There were several theories regarding the reason behind her murder. Since her jewelry had been stolen, some investigators considered robbery a possible motive, while others suspected that it was because the nature of her job. Jolanta had recently helped capture amphetamine smugglers from Poznań, and so, the police investigated several people related to the criminal underworld. Despite this, the case went cold, and in March 1998, the prosecutor's office discontinued the inquiry into her death.

===Murder of Aneta Paśko===
A 22-year-old student at the Medical College, Aneta Paśko lived in Świnoujście together with a roommate. On March 7, 2000, she left her apartment to go visit her boyfriend, but did not return the following day.

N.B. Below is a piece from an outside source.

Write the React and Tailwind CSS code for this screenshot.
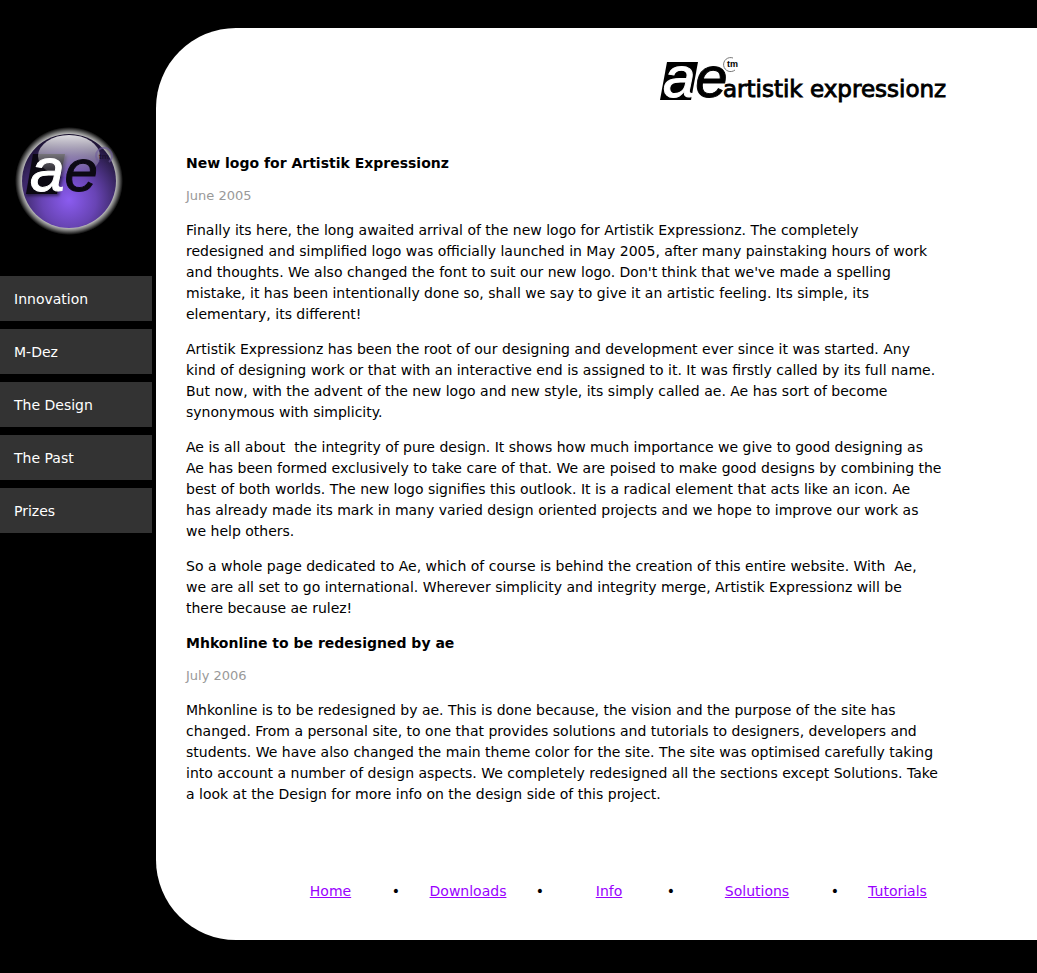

The concerned roommate phoned her boyfriend, who denied meeting her the previous day or being in contact with Aneta at all. The police were called in and they searched for her for two days. On March 9, Aneta Paśko's half-dressed body was found in a post-war bunker near the dunes, where she was supposed to meet her boyfriend. She had been brutally assaulted, with her physically-stronger attacker beating her with a blunt object and strangling her. The autopsy concluded that she had died as a result from these injuries, with only a single drop of semen serving as the evidence to her killer's identity. The macabre crime shocked the residents of Świnoujście, only to be shortly followed by a series of equally-brutal rapes.

===Rapes===
Despite the publicity surrounding his crimes, Włodarek was undeterred, instead increasing his activity even further. On June 17, donning his balaclava and a gun (it was never determined if it was a real or fake one, since police couldn't locate it), he attacked a 19-year-old girl on Świnoujście's dunes, forcing her into intercourse under the threat of the gun. On August 16, he repeats the procedure with a 17-year-old. Less than a week after that, in the Świnoujście Spa Park, Włodarek assaulted two girls - he raped only one, as the other asked him to leave her because she was pregnant. In December, the final rape against a 17-year-old occurred, this time in Warsaw. As a result of these attacks, residents were afraid for their lives and tourist visits to the islands dropped significantly. To counteract it, police had to take serious measures.

==Investigation, capture and sentence==
In order to catch their rapist, authorities set up a special 8-member investigation group, composed of the Świnoujście Criminal Department and officers from the Criminal Investigations Department in Szczecin. Due to the high number of possible suspects, police asked for help Dr. Ryszard Pawłowski, a geneticist from the Medical University of Gdańsk. He used the same DNA tracing methods utilised for the capture of Leszek Pękalski and Krzysztof Gawlik, which revealed that the rapist had an AB blood type, common in only 40% of the Polish population. This eventually led to the so-called 'Sample 421' in April 2001, that of Tomasz Włodarek's brother. On June 16, Tomasz himself was arrested while he and a friend were eating fries at the "Gryf" bar. He did not resist arrest, but was visibly surprised.

Włodarek's trial began in April 2002, and was held in private out of respect for the victims. From the very beginning, Tomasz Włodarek denied all charges against him, claiming that he had been framed by smuggling groups with whom he allegedly had had a dispute. When that story was disproven, he pretended to be mentally ill, but subsequent psychiatric exams proved him to be sane. On June 19, 2002, the court sentenced him to life imprisonment with possibility of parole after 35 years. Włodarek appealed the verdict, but the Poznań Court of Appeal upheld it. However, that was not the end of his court appearances - an assistant professor noticed that his pubic hair connected him to the murder of Jolanta Rzeszotarska, as well as the 1997 rape of a 17-year-old girl committed shortly before the former crime. In 2003, he was given another count of life imprisonment, never to be released again. Despite the evidence against him, Włodarek continues to insist on his innocence. After learning of their son's crimes, his parents moved away from Świnoujście.